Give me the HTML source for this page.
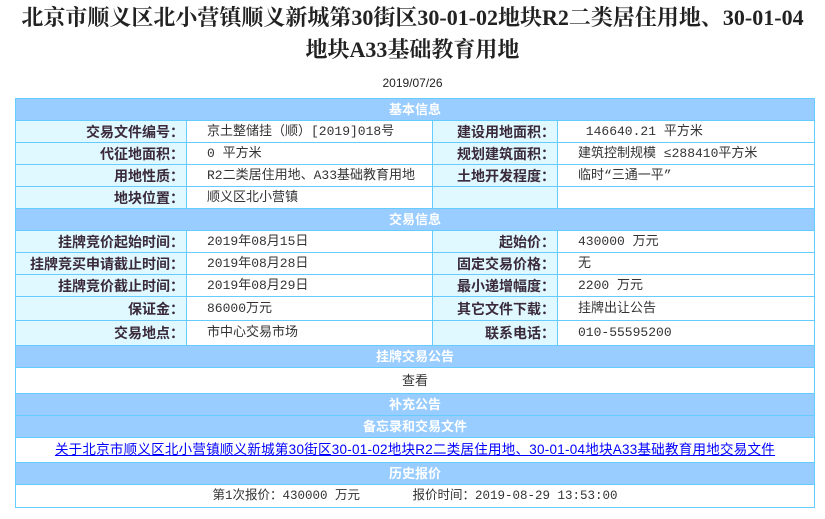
<!DOCTYPE html>
<html><head><meta charset="utf-8"><style>
body{margin:0;background:#fff;font-family:"Liberation Sans","Noto Sans CJK SC",sans-serif;}
h1{margin:0;padding-top:2px;font-family:"Liberation Serif","Noto Serif CJK SC",serif;font-size:22px;font-weight:bold;color:#222;text-align:center;line-height:32px;}
.date{text-align:center;font-size:12px;color:#222;margin-top:10px;line-height:14px;}
table{position:absolute;left:15px;top:98px;width:800px;border-collapse:collapse;font-size:13px;color:#333;}
td{border:1px solid #66ccff;height:21px;padding:0;line-height:20px;}
td.h{background:#99ccff;color:#fff;font-weight:bold;text-align:center;}
td.l{background:#e0f8ff;text-align:right;font-weight:bold;color:#3a2a3a;padding-right:2px;font-size:14px;}
td.v{padding-left:20px;font-family:"Liberation Mono","Noto Sans CJK SC",monospace;font-size:13px;}
td.c{text-align:center;}
a{color:#00f;letter-spacing:0.25px;font-size:13.5px;}
.m{font-family:"Liberation Mono","Noto Sans CJK SC",monospace;}
</style></head><body>
<h1>北京市顺义区北小营镇顺义新城第30街区30-01-02地块R2二类居住用地、30-01-04<br>地块A33基础教育用地</h1>
<div class="date">2019/07/26</div>
<table>
<colgroup><col style="width:171px"><col style="width:246px"><col style="width:125px"><col></colgroup>
<tr><td colspan="4" class="h">基本信息</td></tr>
<tr><td class="l">交易文件编号：</td><td class="v">京土整储挂（顺）[2019]018号</td><td class="l">建设用地面积：</td><td class="v">&nbsp;146640.21 平方米</td></tr>
<tr><td class="l">代征地面积：</td><td class="v">0 平方米</td><td class="l">规划建筑面积：</td><td class="v">建筑控制规模 ≤288410平方米</td></tr>
<tr><td class="l">用地性质：</td><td class="v">R2二类居住用地、A33基础教育用地</td><td class="l">土地开发程度：</td><td class="v">临时“三通一平”</td></tr>
<tr><td class="l">地块位置：</td><td class="v">顺义区北小营镇</td><td class="l"></td><td class="v"></td></tr>
<tr><td colspan="4" class="h">交易信息</td></tr>
<tr><td class="l">挂牌竞价起始时间：</td><td class="v">2019年08月15日</td><td class="l">起始价：</td><td class="v">430000 万元</td></tr>
<tr><td class="l">挂牌竞买申请截止时间：</td><td class="v">2019年08月28日</td><td class="l">固定交易价格：</td><td class="v">无</td></tr>
<tr><td class="l">挂牌竞价截止时间：</td><td class="v">2019年08月29日</td><td class="l">最小递增幅度：</td><td class="v">2200 万元</td></tr>
<tr><td class="l" style="height:23px">保证金：</td><td class="v">86000万元</td><td class="l">其它文件下载：</td><td class="v">挂牌出让公告</td></tr>
<tr><td class="l" style="height:24px">交易地点：</td><td class="v">市中心交易市场</td><td class="l">联系电话：</td><td class="v">010-55595200</td></tr>
<tr><td colspan="4" class="h">挂牌交易公告</td></tr>
<tr><td colspan="4" class="c" style="height:25px">查看</td></tr>
<tr><td colspan="4" class="h">补充公告</td></tr>
<tr><td colspan="4" class="h">备忘录和交易文件</td></tr>
<tr><td colspan="4" class="c" style="height:24px"><a href="#">关于北京市顺义区北小营镇顺义新城第30街区30-01-02地块R2二类居住用地、30-01-04地块A33基础教育用地交易文件</a></td></tr>
<tr><td colspan="4" class="h">历史报价</td></tr>
<tr><td colspan="4" class="c m" style="height:22px;font-size:12.5px">第1次报价：430000 万元 &nbsp; &nbsp; &nbsp; 报价时间：2019-08-29 13:53:00</td></tr>
</table>
</body></html>
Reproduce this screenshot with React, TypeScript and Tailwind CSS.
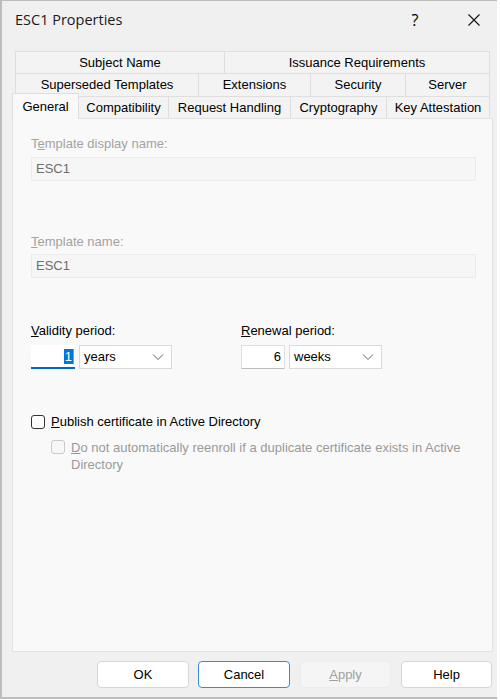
import React from "react";

const F = { fontFamily: '"Liberation Sans", Arial, sans-serif' };

function Tab({ w, label, first }: { w: string; label: string; first?: boolean }) {
  return (
    <div
      className={`${w} h-full flex items-center justify-center border-t border-r border-[#dedede] bg-[#f3f3f3] text-[13px] text-black ${first ? "border-l" : ""}`}
    >
      {label}
    </div>
  );
}

function Chevron() {
  return (
    <svg width="12" height="8" viewBox="0 0 12 8" className="shrink-0">
      <path d="M1 1.5 L6 6.5 L11 1.5" fill="none" stroke="#606060" strokeWidth="1" />
    </svg>
  );
}

export default function App() {
  return (
    <div className="w-[500px] h-[700px] bg-white flex" style={F}>
      <div className="w-[497px] h-[699px] bg-[#f0f0f0] border-l-2 border-t border-b-2 border-[#bdbdbd] flex flex-col">
        {/* Title bar */}
        <div className="h-[38px] flex items-center shrink-0">
          <div
            className="ml-[13px] text-[14.5px] text-[#1a1a1a]"
            style={{ fontFamily: '"Open Sans", "Noto Sans", sans-serif' }}
          >
            ESC1 Properties
          </div>
          <div className="flex-1" />
          <div
            className="w-[20px] text-center text-[16px] text-black mr-[43px]"
            style={{ fontFamily: '"Open Sans", "Noto Sans", sans-serif' }}
          >
            ?
          </div>
          <svg width="12" height="12" viewBox="0 0 12 12" className="mr-[17px]">
            <path d="M0.5 0.5 L11.5 11.5 M11.5 0.5 L0.5 11.5" stroke="#111" strokeWidth="1.1" />
          </svg>
        </div>

        {/* Tabs */}
        <div className="mt-[12px] pl-[10px] flex flex-col shrink-0">
          <div className="ml-[3px] h-[22px] flex">
            <Tab w="w-[210px]" label="Subject Name" first />
            <Tab w="w-[265px]" label="Issuance Requirements" />
          </div>
          <div className="ml-[3px] h-[23px] flex">
            <Tab w="w-[184px]" label="Superseded Templates" first />
            <Tab w="w-[112px]" label="Extensions" />
            <Tab w="w-[95px]" label="Security" />
            <Tab w="w-[84px]" label="Server" />
          </div>
          <div className="-mt-[3px] h-[25px] flex items-end relative z-10">
            <div className="w-[67px] h-[26px] -mb-[1px] bg-[#f9f9f9] border-t border-l border-r border-[#dedede] flex items-start justify-center pt-[3px] text-[13px] text-black">
              General
            </div>
            <div className="h-[22px] flex">
              <Tab w="w-[90px]" label="Compatibility" />
              <Tab w="w-[122px]" label="Request Handling" />
              <Tab w="w-[96px]" label="Cryptography" />
              <Tab w="w-[103px]" label="Key Attestation" />
            </div>
          </div>

          {/* Panel */}
          <div className="w-[481px] h-[534px] bg-[#f9f9f9] border border-[#e2e2e2] pl-[18px] pt-[17px] flex flex-col text-[13px]">
            <div className="h-[16px] leading-[16px] text-[#a3a3a3]">
              T<span className="underline">e</span>mplate display name:
            </div>
            <div className="mt-[5px] w-[445px] h-[24px] bg-[#f6f6f6] border border-[#ebebeb] flex items-center pl-[4px] text-[#6d6d6d]">
              ESC1
            </div>

            <div className="mt-[53px] h-[16px] leading-[16px] text-[#a3a3a3]">
              <span className="underline">T</span>emplate name:
            </div>
            <div className="mt-[4px] w-[445px] h-[24px] bg-[#f6f6f6] border border-[#ebebeb] flex items-center pl-[4px] text-[#6d6d6d]">
              ESC1
            </div>

            <div className="mt-[45px] flex">
              <div className="w-[210px] flex flex-col">
                <div className="h-[16px] leading-[16px] text-black">
                  <span className="underline">V</span>alidity period:
                </div>
                <div className="mt-[6px] flex gap-[4px]">
                  <div className="w-[44px] h-[24px] bg-white border-b-2 border-[#0067c0] flex items-center justify-end pr-[1px]">
                    <span className="bg-[#0078d7] text-white leading-[15px] px-[1px] border-r border-[#e8890c]">1</span>
                  </div>
                  <div className="w-[93px] h-[24px] bg-white border border-[#d9d9d9] flex items-center pl-[4px] pr-[7px] text-black">
                    <span className="flex-1">years</span>
                    <Chevron />
                  </div>
                </div>
              </div>
              <div className="flex flex-col">
                <div className="h-[16px] leading-[16px] text-black">
                  <span className="underline">R</span>enewal period:
                </div>
                <div className="mt-[6px] flex gap-[4px]">
                  <div className="w-[44px] h-[24px] bg-white border border-[#dedede] border-b-[#bdbdbd] flex items-center justify-end pr-[3px] text-black">
                    6
                  </div>
                  <div className="w-[93px] h-[24px] bg-white border border-[#d9d9d9] flex items-center pl-[4px] pr-[7px] text-black">
                    <span className="flex-1">weeks</span>
                    <Chevron />
                  </div>
                </div>
              </div>
            </div>

            <div className="mt-[45px] flex items-center gap-[6px]">
              <div className="w-[14px] h-[14px] rounded-[3px] border border-[#333333] bg-white shrink-0" />
              <div className="text-black leading-[16px]">
                <span className="underline">P</span>ublish certificate in Active Directory
              </div>
            </div>

            <div className="mt-[9px] ml-[20px] flex items-start gap-[6px]">
              <div className="mt-[1px] w-[14px] h-[14px] rounded-[3px] border border-[#c9c9c9] bg-[#f7f7f7] shrink-0" />
              <div className="text-[#9a9a9a] leading-[17px]">
                <span className="underline">D</span>o not automatically reenroll if a duplicate certificate exists in Active
                <br />
                Directory
              </div>
            </div>
          </div>
        </div>

        {/* Buttons */}
        <div className="mt-[9px] flex justify-end pr-[5px] text-[13px]">
          <div className="w-[92px] h-[27px] bg-white border border-[#d6d6d6] rounded-[4px] flex items-center justify-center text-black">
            OK
          </div>
          <div className="ml-[9px] w-[92px] h-[27px] bg-white border border-[#3b8ad6] rounded-[4px] flex items-center justify-center text-black">
            Cancel
          </div>
          <div className="ml-[10px] w-[91px] h-[27px] bg-[#f5f5f5] border border-[#ececec] rounded-[4px] flex items-center justify-center text-[#a0a0a0]">
            <span>
              <span className="underline">A</span>pply
            </span>
          </div>
          <div className="ml-[10px] w-[91px] h-[27px] bg-white border border-[#d6d6d6] rounded-[4px] flex items-center justify-center text-black">
            Help
          </div>
        </div>
      </div>
    </div>
  );
}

* * * * * * *

(GOAL)
Extract lines where the string "this" occurs.

(TASK SOLUTION)
Give me the HTML source for this page.
Reproduce this screenshot with React, TypeScript and Tailwind CSS.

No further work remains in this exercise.